Nel comunicato Aqmi accusa la Francia d’ingerenza e le attribuisce la responsabilità dello “spargimento di sangue dei suoi sudditi”. Riprendendo le parole di Osama bin Laden e Ayman al-Zawahiri, al-Qaida nel Maghreb lancia un monito alla Francia e ai suoi alleati avvisandoli di lasciare le terre islamiche se non vogliono che la sicurezza dei loro cittadini sia compromessa.

“Oggi la questione securitaria è una questione globale, non può essere considerata in modo parziale. O ci lasciate in pace nelle nostre terre o noi comprometteremo la vostra pace e quella dei vostri sudditi, così come voi compromettete la nostra. Al bene risponde il bene e colui che lo inizia è il più nobile, e al male risponde il male e colui che lo inizia è il più iniquo, come vi disse già il leone dell’Islam Osama bin Laden, e vi ha ripetuto il nostro emiro Ayman al-Zawahiri: ‘la sicurezza è un destino comune; se noi viviamo in sicurezza voi vivrete in sicurezza, se noi siamo in pace voi sarete in pace, ma se siamo colpiti e uccisi e Dio lo vuole, voi sarete colpiti e uccisi. Questa è la giusta reciprocità’”.

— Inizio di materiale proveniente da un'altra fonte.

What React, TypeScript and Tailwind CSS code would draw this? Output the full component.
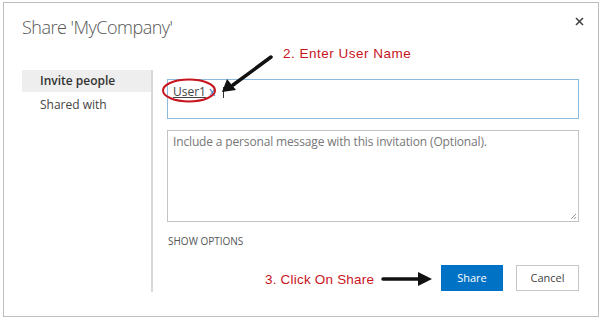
import React from 'react';

const App = () => {
    return (
        <div className="relative w-[605px] h-[323px] bg-white overflow-hidden font-['Open_Sans',sans-serif]">
            <div className="relative ml-[3px] mt-[2px] w-[596px] h-[315px] border border-[#bdbdbd] bg-white">
                <div className="pl-[18px] pt-[12px] text-[18px] leading-[24px] font-light tracking-[-0.5px] text-[#555]">
                    Share &apos;MyCompany&apos;
                </div>

                <div className="mt-[31px] flex">
                    <div className="ml-[18px] w-[129px]">
                        <div className="h-[22px] flex items-center pl-[18px] bg-[#eeeeee] text-[12px] font-semibold text-[#333]">
                            Invite people
                        </div>
                        <div className="mt-[2px] h-[22px] flex items-center pl-[18px] text-[12px] text-[#444]">
                            Shared with
                        </div>
                    </div>

                    <div className="w-[2px] h-[222px] bg-[#d8d8d8]" />

                    <div className="ml-[14px] w-[412px]">
                        <div className="mt-[9px] h-[40px] border border-[#8cbbde] pl-[5px] pt-[4px] text-[12px] leading-[16px]">
                            <span className="underline text-[#444]">User1</span>
                            <span className="ml-[3px] text-[#3b78c4]">x</span>
                        </div>

                        <div className="relative mt-[11px] h-[92px] border border-[#c4c4c4] pl-[5px] pt-[3px] text-[12px] leading-[16px] tracking-[-0.15px] text-[#777]">
                            Include a personal message with this invitation (Optional).
                            <svg className="absolute right-[1px] bottom-[1px]" width="7" height="7" viewBox="0 0 7 7">
                                <line x1="1" y1="6" x2="6" y2="1" stroke="#999" strokeWidth="1" />
                                <line x1="4" y1="6" x2="6" y2="4" stroke="#999" strokeWidth="1" />
                            </svg>
                        </div>

                        <div className="mt-[13px] pl-[1px] text-[10px] leading-[12px] text-[#555] uppercase">
                            Show options
                        </div>

                        <div className="mt-[18px] flex justify-end gap-[13px]">
                            <button className="w-[62px] h-[26px] bg-[#0072c6] text-white text-[11px]">
                                Share
                            </button>
                            <button className="w-[63px] h-[26px] border border-[#c6c6c6] bg-white text-[#444] text-[11px]">
                                Cancel
                            </button>
                        </div>
                    </div>
                </div>
            </div>

            {/* annotations drawn over the dialog */}
            <div className="absolute left-[283px] top-[45px] text-[13.5px] leading-[18px] text-[#c8141c] font-['Liberation_Sans',sans-serif] tracking-[0.5px]">
                2. Enter User Name
            </div>
            <div className="absolute left-[265px] top-[271px] text-[13.5px] leading-[18px] text-[#c8141c] font-['Liberation_Sans',sans-serif] tracking-[0.2px]">
                3. Click On Share
            </div>
            <div className="absolute left-[223px] top-[87px] w-[1px] h-[11px] bg-[#333]" />

            <svg className="absolute left-0 top-0 pointer-events-none" width="605" height="323" viewBox="0 0 605 323">
                <ellipse cx="189" cy="90.5" rx="26" ry="11" fill="none" stroke="#c8141c" strokeWidth="2" />
                <line x1="271" y1="57" x2="233" y2="85" stroke="#111" strokeWidth="3.5" strokeLinecap="round" />
                <polygon points="222,92 227,79 236,90" fill="#111" />
                <line x1="383" y1="279" x2="420" y2="279" stroke="#111" strokeWidth="3.5" strokeLinecap="round" />
                <polygon points="432,279 418,272 418,286" fill="#111" />
                <line x1="576" y1="18" x2="583" y2="25" stroke="#444" strokeWidth="1.6" />
                <line x1="583" y1="18" x2="576" y2="25" stroke="#444" strokeWidth="1.6" />
            </svg>
        </div>
    );
};

export default App;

Sultanato almoravide, XII secolo
Nel comunicato compare inoltre un riferimento alla storia medievale del Maghreb. I combattenti jihadisti del Sahara e del Sahel si sono definiti “discendenti di Yusuf bin Tashfin”, primo sultano almoravide che regnò nel Maghreb al-Aqsa (l’attuale Marocco) dal 1089, e in al-Andalus (la Spagna musulmana) dal 1094. In quanto eredi della dinastia almoravide i combattenti sarebbero chiamati a vendicare il sovrano dell’undicesimo secolo: “I combattenti non dimenticano le offese ricevute e non si accontentano di una vita miserabile e meschina; sono risoluti a non riporre le loro spade finché la loro umma non tornerà a risplendere, e la croce e la miscredenza non saranno umiliate sotto i loro piedi”.

Questa “operazione benedetta” ricorda Aqmi, “non è altro che una goccia nel mare del jihad mondiale”. Il comunicato si conclude con un invito rivolto a tutti i mujahidin a “distruggere l’empietà sionista, crociata e sciita”, e un’esortazione rivolta specificamente ai sunniti del Levante e in particolare dell’Iraq “a schierarsi uniti di fronte ai complotti internazionali contro il jihad, e a mettere in pratica la parola del loro Signore: ‘Afferratevi tutti alla fune di Dio, non disperdetevi’ (Cor. 3,103)”.

venerdì 15 gennaio 2016

Attentato a Giacarta: testo di rivendicazione dell’Isis

A poche ore dall’attentato che il 14 gennaio 2016 ha insanguinato la capitale indonesiana, lo Stato Islamico ha diffuso il comunicato in cui rivendica gli attacchi. Di seguito la traduzione del comunicato. 


Testo della rivendicazione


3 Rabȋ‘ al-thânî 1437

Nel corso di un’operazione di sicurezza alcuni soldati del califfato hanno preso di mira un gruppo di sudditi della coalizione crociata (che combatte lo Stato Islamico) in Indonesia, nella città di Giacarta. Alcune bombe sono esplose in concomitanza con l’attacco di quattro soldati del califfato – che Dio li accolga – con armi leggere e cinture esplosive. L’operazione ha portato all’uccisione e al ferimento di circa quindici infedeli crociati insieme agli apostati incaricati di proteggerli. Sappiano i sudditi della coalizione crociata che, se Dio lo vuole, da oggi in avanti non vi sarà pace per loro nelle terre musulmane, «ché Dio vince sempre nell’eseguire il Suo Piano, ma i più, fra gli uomini, non lo sanno» (Cor. 12,21).